■ Your instructions
Write out the entire listing below exactly as it appears, minus any pictures.

■ Data extract
—————

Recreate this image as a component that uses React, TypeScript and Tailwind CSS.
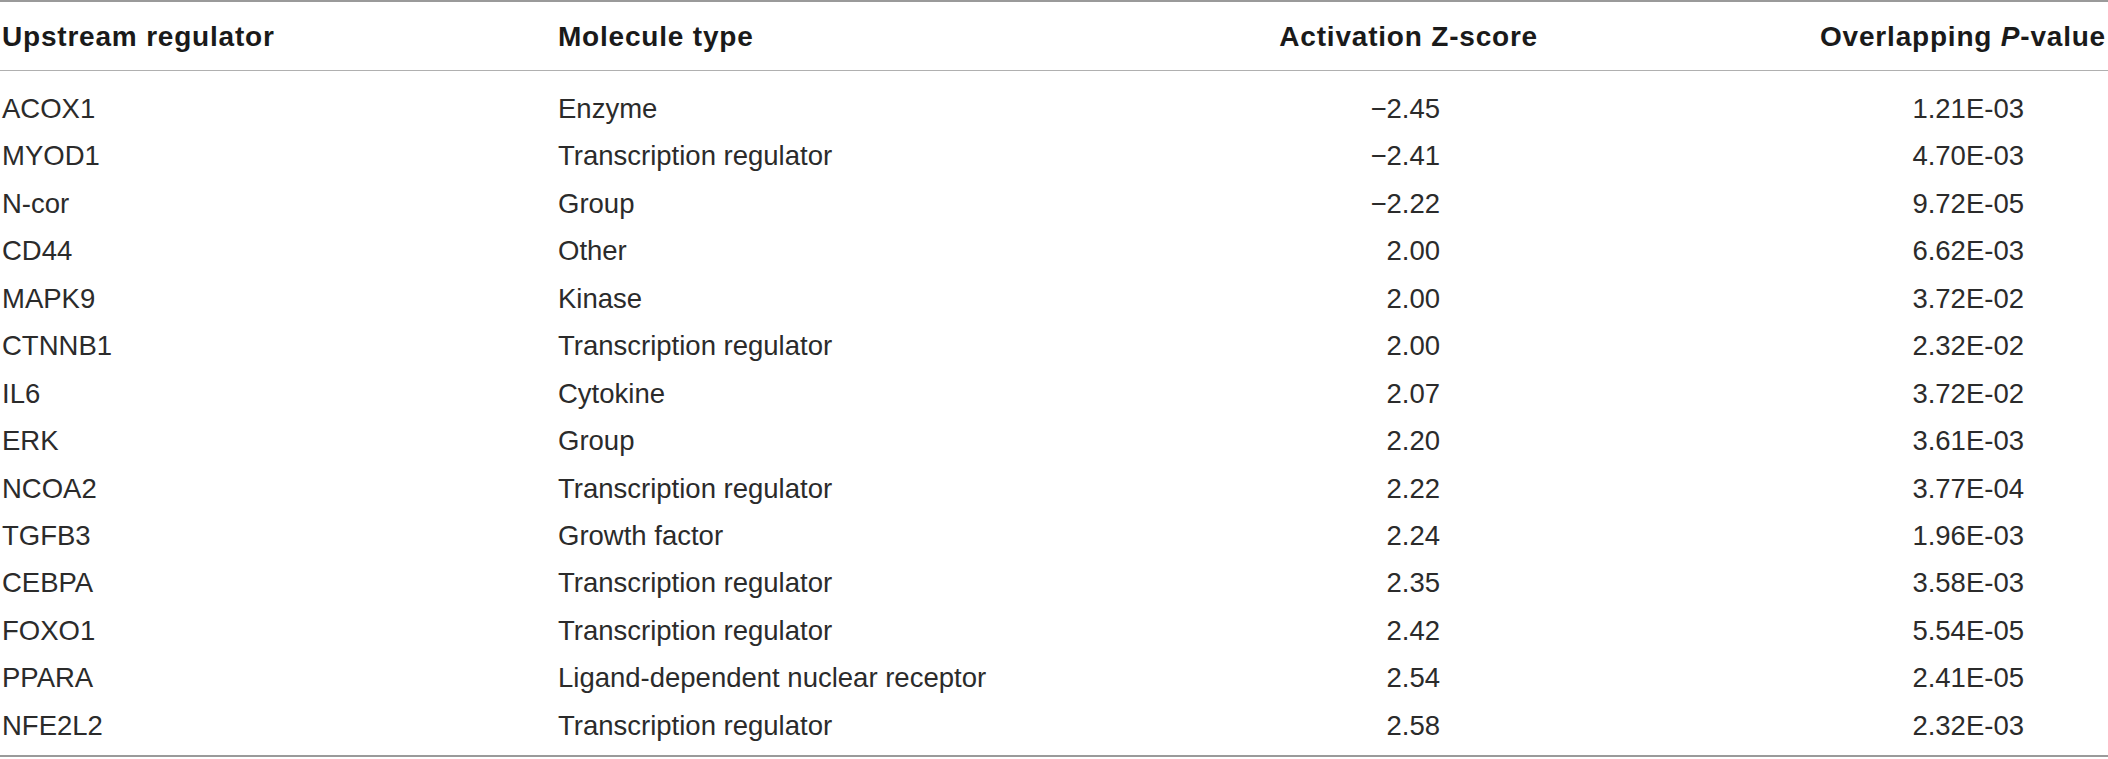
const rows: [string, string, string, string][] = [
  ['ACOX1', 'Enzyme', '\u22122.45', '1.21E-03'],
  ['MYOD1', 'Transcription regulator', '\u22122.41', '4.70E-03'],
  ['N-cor', 'Group', '\u22122.22', '9.72E-05'],
  ['CD44', 'Other', '2.00', '6.62E-03'],
  ['MAPK9', 'Kinase', '2.00', '3.72E-02'],
  ['CTNNB1', 'Transcription regulator', '2.00', '2.32E-02'],
  ['IL6', 'Cytokine', '2.07', '3.72E-02'],
  ['ERK', 'Group', '2.20', '3.61E-03'],
  ['NCOA2', 'Transcription regulator', '2.22', '3.77E-04'],
  ['TGFB3', 'Growth factor', '2.24', '1.96E-03'],
  ['CEBPA', 'Transcription regulator', '2.35', '3.58E-03'],
  ['FOXO1', 'Transcription regulator', '2.42', '5.54E-05'],
  ['PPARA', 'Ligand-dependent nuclear receptor', '2.54', '2.41E-05'],
  ['NFE2L2', 'Transcription regulator', '2.58', '2.32E-03'],
]

export default function App() {
  return (
    <div className="w-[2108px] h-[759px] bg-white font-['Liberation_Sans',Arial,sans-serif] text-[#2b2b2b]">
      <div className="border-t-2 border-b-2 border-[#9a9a9a]">
        {/* header */}
        <div className="flex h-[69px] leading-[69px] text-[28px] font-bold tracking-[0.8px] text-[#1a1a1a] border-b border-[#b0b0b0] whitespace-nowrap">
          <div className="w-[558px] pl-[2px]">Upstream regulator</div>
          <div className="w-[700px]">Molecule type</div>
          <div className="w-[280px] text-right">Activation Z-score</div>
          <div className="w-[568px] text-right">
            Overlapping <i>P</i>-value
          </div>
        </div>

        {/* body */}
        <div className="pt-[14px] pb-[6px] text-[27.5px] whitespace-nowrap">
          {rows.map(([reg, type, z, p]) => (
            <div key={reg} className="flex h-[47.45px] leading-[47.45px]">
              <div className="w-[558px] pl-[2px]">{reg}</div>
              <div className="w-[700px]">{type}</div>
              <div className="w-[282px] text-right pr-[100px]">{z}</div>
              <div className="w-[566px] text-right pr-[82px]">{p}</div>
            </div>
          ))}
        </div>
      </div>
    </div>
  )
}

—————

■ Exercise response
Recreate this image as a component that uses React, TypeScript and Tailwind CSS.
const rows: [string, string, string, string][] = [
  ['ACOX1', 'Enzyme', '\u22122.45', '1.21E-03'],
  ['MYOD1', 'Transcription regulator', '\u22122.41', '4.70E-03'],
  ['N-cor', 'Group', '\u22122.22', '9.72E-05'],
  ['CD44', 'Other', '2.00', '6.62E-03'],
  ['MAPK9', 'Kinase', '2.00', '3.72E-02'],
  ['CTNNB1', 'Transcription regulator', '2.00', '2.32E-02'],
  ['IL6', 'Cytokine', '2.07', '3.72E-02'],
  ['ERK', 'Group', '2.20', '3.61E-03'],
  ['NCOA2', 'Transcription regulator', '2.22', '3.77E-04'],
  ['TGFB3', 'Growth factor', '2.24', '1.96E-03'],
  ['CEBPA', 'Transcription regulator', '2.35', '3.58E-03'],
  ['FOXO1', 'Transcription regulator', '2.42', '5.54E-05'],
  ['PPARA', 'Ligand-dependent nuclear receptor', '2.54', '2.41E-05'],
  ['NFE2L2', 'Transcription regulator', '2.58', '2.32E-03'],
]

export default function App() {
  return (
    <div className="w-[2108px] h-[759px] bg-white font-['Liberation_Sans',Arial,sans-serif] text-[#2b2b2b]">
      <div className="border-t-2 border-b-2 border-[#9a9a9a]">
        {/* header */}
        <div className="flex h-[69px] leading-[69px] text-[28px] font-bold tracking-[0.8px] text-[#1a1a1a] border-b border-[#b0b0b0] whitespace-nowrap">
          <div className="w-[558px] pl-[2px]">Upstream regulator</div>
          <div className="w-[700px]">Molecule type</div>
          <div className="w-[280px] text-right">Activation Z-score</div>
          <div className="w-[568px] text-right">
            Overlapping <i>P</i>-value
          </div>
        </div>

        {/* body */}
        <div className="pt-[14px] pb-[6px] text-[27.5px] whitespace-nowrap">
          {rows.map(([reg, type, z, p]) => (
            <div key={reg} className="flex h-[47.45px] leading-[47.45px]">
              <div className="w-[558px] pl-[2px]">{reg}</div>
              <div className="w-[700px]">{type}</div>
              <div className="w-[282px] text-right pr-[100px]">{z}</div>
              <div className="w-[566px] text-right pr-[82px]">{p}</div>
            </div>
          ))}
        </div>
      </div>
    </div>
  )
}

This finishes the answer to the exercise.